Correspondence

Nature 460, 33 (2 July 2009) | doi:10.1038/460033b; Published online 1 July 2009

We must reverse the Bush legacy of stem-cell problems

Christopher Thomas Scott1, Jason Owen-Smith2 & Jennifer McCormick3

  1. Program on Stem Cells in Society, Center for Biomedical Ethics, Stanford University, Stanford, California 94304, USA
    Email: cscott@stanford.edu
  2. Department of Sociology and Organizational Studies Program, University of Michigan, Ann Arbor, Michigan 48109, USA
  3. Departments of Medicine and Health Sciences Research, Bioethics Research Program, Mayo Clinic, and College of Medicine, Rochester, Minnesota 55905, USA

Sir

Your Editorial 'Stem-cell clarity' (Nature 459, 615–616; 2009) calls for reason in deliberations by the US National Institutes of Health (NIH) on public comments about proposed NIH guidelines for stem-cell research. We agree that rules barring the use of the 21 previously approved human embryonic stem-cell lines at the US National Stem Cell Bank (NSCB) are bad policy, and stand in the way of scientific progress. We trust that the NIH will permit use of approved and other lines derived by the US National Academies' standards.
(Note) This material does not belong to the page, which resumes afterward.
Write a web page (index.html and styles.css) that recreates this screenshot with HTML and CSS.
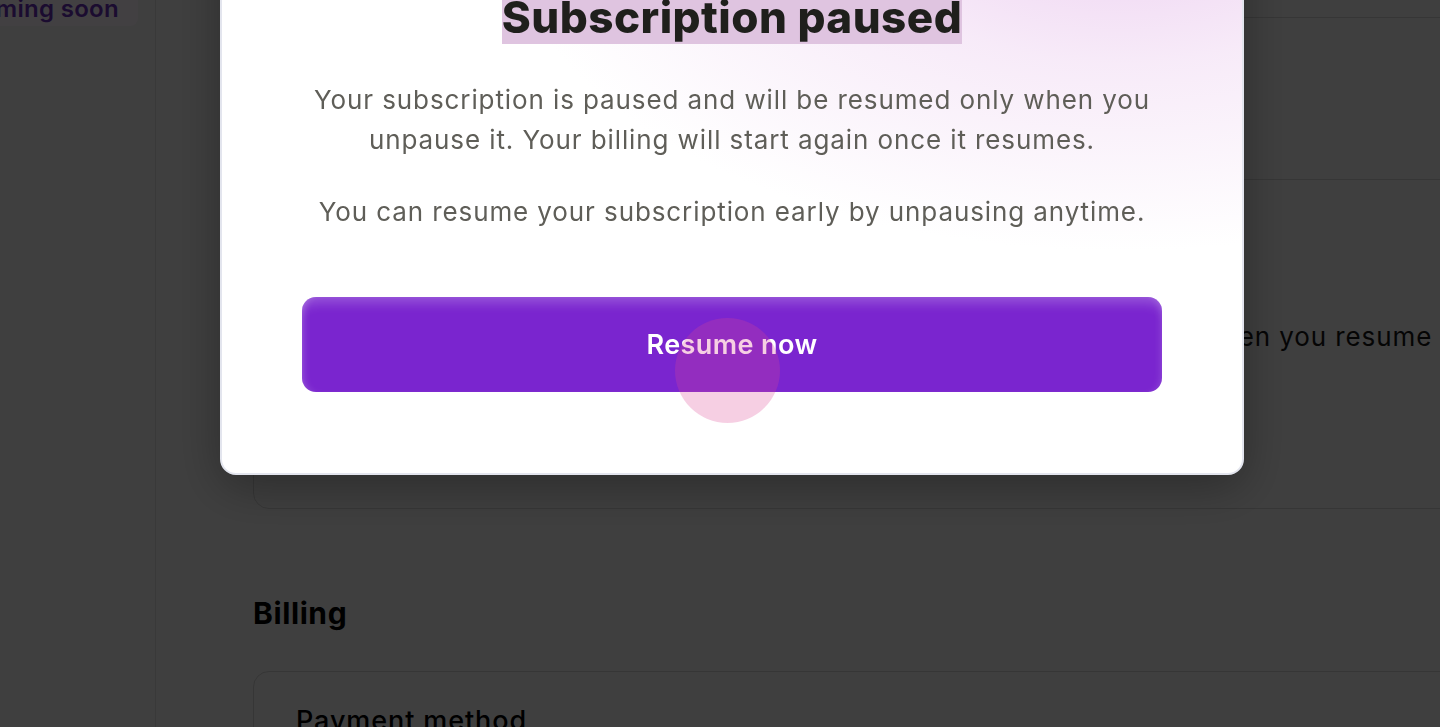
FILE: index.html
```html
<!DOCTYPE html>
<html lang="en">
<head>
<meta charset="utf-8">
<title>Subscription paused</title>
<link rel="stylesheet" href="styles.css">
</head>
<body>
<div class="page">
  <aside class="sidebar">
    <nav class="nav">
      <div class="nav-item">
        <span class="badge">Coming soon</span>
      </div>
    </nav>
  </aside>
  <main class="main">
    <section class="card">
      <div class="row row-a">
        <h3 class="row-title">Current plan</h3>
        <p class="row-text">Pro · Monthly</p>
      </div>
      <div class="row row-b">
        <h3 class="row-title">Status</h3>
        <p class="row-text">Paused</p>
      </div>
      <div class="row row-c">
        <svg class="row-icon" viewBox="0 0 28 28" width="28" height="28" aria-hidden="true">
          <circle cx="14" cy="14" r="12" fill="none" stroke="#444" stroke-width="2"/>
          <path d="M11 9v10M17 9v10" stroke="#444" stroke-width="2" stroke-linecap="round"/>
        </svg>
        <div class="row-body">
          <h3 class="row-title">Pause subscription</h3>
          <p class="row-desc">Your plan, saved work and settings stay safe. Billing only restarts when you resume</p>
          <button class="ghost-btn" type="button">Resume</button>
        </div>
      </div>
    </section>

    <h2 class="section-title">Billing</h2>

    <section class="card card-billing">
      <div class="row row-pay">
        <h3 class="row-title-lg">Payment method</h3>
      </div>
    </section>
  </main>
</div>

<div class="overlay"></div>

<div class="modal" role="dialog" aria-labelledby="mtitle">
  <h1 class="modal-title" id="mtitle"><span class="hl">Subscription paused</span></h1>
  <p class="modal-text">Your subscription is paused and will be resumed only when you unpause it. Your billing will start again once it resumes.</p>
  <p class="modal-text second">You can resume your subscription early by unpausing anytime.</p>
  <button class="primary-btn" type="button">Resume now</button>
</div>

<div class="click-dot"></div>
</body>
</html>
```

FILE: styles.css
```css
* { box-sizing: border-box; }

html, body {
  margin: 0;
  padding: 0;
  width: 1440px;
  height: 727px;
  overflow: hidden;
  background: #f2f2f2;
  font-family: "Inter", "Noto Sans", "Liberation Sans", sans-serif;
  color: #111;
}

.page {
  display: flex;
  height: 727px;
  overflow: hidden;
}

.sidebar {
  width: 156px;
  flex: 0 0 156px;
  border-right: 1px solid #dadada;
  overflow: visible;
}

.nav {
  margin-top: -10px;
}

.nav-item {
  display: flex;
  justify-content: flex-end;
  padding-right: 17px;
}

.badge {
  display: inline-flex;
  align-items: center;
  height: 36px;
  padding: 0 19px;
  border-radius: 8px;
  background: #fff6ff;
  color: #6a30b8;
  font-weight: 600;
  font-size: 24px;
  letter-spacing: 0.3px;
  white-space: nowrap;
  flex-shrink: 0;
}

.main {
  flex: 0 0 auto;
  padding-left: 97px;
  margin-top: -105px;
}

.card {
  width: 1320px;
  border: 1px solid #d0d0d0;
  border-radius: 16px;
}

.row {
  padding: 0 42px;
}

.row + .row {
  border-top: 1px solid #d0d0d0;
}

.row-a {
  height: 121px;
  padding-top: 30px;
}

.row-b {
  height: 162px;
  padding-top: 40px;
}

.row-title {
  margin: 0;
  font-size: 26px;
  line-height: 39px;
  font-weight: 600;
  color: #111;
}

.row-text {
  margin: 8px 0 0;
  font-size: 24px;
  line-height: 36px;
  color: #333;
}

.row-c {
  display: flex;
  align-items: flex-start;
  gap: 12px;
  padding-top: 88px;
  padding-bottom: 64px;
}

.row-icon {
  flex: 0 0 28px;
  margin-top: 6px;
}

.row-body {
  min-width: 0;
}

.row-desc {
  margin: 10px 0 0;
  font-size: 26px;
  line-height: 39px;
  letter-spacing: 0.9px;
  color: #161616;
  white-space: nowrap;
}

.ghost-btn {
  margin-top: 36px;
  height: 52px;
  padding: 0 28px;
  border: 1px solid #d0d0d0;
  border-radius: 10px;
  background: #fff;
  font-family: inherit;
  font-size: 22px;
  font-weight: 600;
  color: #111;
}

.section-title {
  margin: 86px 0 40px;
  font-size: 30px;
  line-height: 36px;
  font-weight: 700;
  letter-spacing: 0.6px;
  color: #000;
}

.row-pay {
  padding-top: 29px;
  height: 200px;
}

.row-title-lg {
  margin: 0;
  font-size: 27px;
  line-height: 39px;
  font-weight: 500;
  letter-spacing: 0.9px;
  color: #000;
}

.overlay {
  position: fixed;
  inset: 0;
  background: rgba(0, 0, 0, 0.74);
}

.modal {
  position: fixed;
  left: 220px;
  top: -91px;
  width: 1024px;
  padding: 80px 80px 81px;
  border: 2px solid #e3e5ee;
  border-radius: 16px;
  background:
    radial-gradient(ellipse 620px 340px at 88% 0%, rgba(236, 206, 240, 0.95) 0%, rgba(243, 224, 245, 0.65) 45%, rgba(255, 255, 255, 0) 100%),
    #fff;
  box-shadow: 0 12px 48px rgba(0, 0, 0, 0.3);
  text-align: center;
}

.modal-title {
  margin: 0;
  font-size: 44px;
  line-height: 53px;
  font-weight: 800;
  letter-spacing: 0.45px;
  color: #1f1f1c;
}

.hl {
  background: #dfc4e0;
}

.modal-text {
  margin: 36px 0 0;
  font-size: 26px;
  line-height: 40px;
  letter-spacing: 0.9px;
  color: #5f5e58;
}

.modal-text.second {
  margin-top: 32px;
}

.primary-btn {
  display: block;
  width: 100%;
  height: 95px;
  margin-top: 65px;
  border: none;
  border-radius: 14px;
  background: #7a25cf;
  box-shadow:
    inset 0 14px 12px -8px rgba(255, 255, 255, 0.22),
    inset 6px 0 8px -6px rgba(255, 255, 255, 0.3),
    inset -6px 0 8px -6px rgba(255, 255, 255, 0.2);
  color: #fff;
  font-family: inherit;
  font-size: 27px;
  font-weight: 600;
  letter-spacing: 0.4px;
}

.click-dot {
  position: fixed;
  left: 675px;
  top: 318px;
  width: 105px;
  height: 105px;
  border-radius: 50%;
  background: rgba(222, 70, 146, 0.26);
}
```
The draft guidelines reignited a contentious issue that dominated the Bush years — the need for a diversity of lines for research and therapeutic use. In 2001, the NIH announced 78 registered lines. In the end, only 21 were available. Our research using data on cell-line shipments indicates that fewer federally approved lines are available than is generally believed, and only a handful of those are commonly used (J. McC., J.O.-S. and C.T.S. Cell Stem Cell 4, 107–110; 2009).

No more than 18 cell lines have ever been available from NSCB. The 1,217 unique requests for materials between 1998 and 2008 are quite clustered. Only three lines — H1, H7 and H9 — routinely made it to the bench. These three have quickly become experimental standards. Preliminary results from a systematic search of 534 peer-reviewed publications using human embryonic stem-cell lines during the same period show that H9 was used in 83.3% of these, H1 in 60.9% and H7 in 24.2%, and that 68.2% used one or more in combination with other NSCB lines. Also, derivatives of H9 will be transplanted in the world's first clinical trial for spinal injury.

Over time, researchers routinely discard ill-behaved or less useful lines. But our data raise serious questions about how best to calibrate the number and variety of a controversial research tool that is in short supply. Now that the NIH has made a tentative step towards a coherent national policy, the agency should take a pragmatic approach to the dual problems of diversity and fragmented ethical oversight that are the Bush administration's legacy. The field needs a repository containing an adequate number of high-quality, ethically derived, diverse lines. We must work to ensure availability and widespread use of diverse materials.

Every effort should be made to investigate the provenance of existing lines carefully and expeditiously. Local oversight committees must individually grapple with this time-consuming and exacting task; currently, they often repeat each other's efforts. To avoid redundancy and to speed the accession of new lines, we suggest the creation of a national clearing house specifically charged with certifying provenance. If there are indeed 700 lines worldwide (as the NIH hopes), then this is a necessary step to build a rich and diverse resource that can be used widely and efficiently.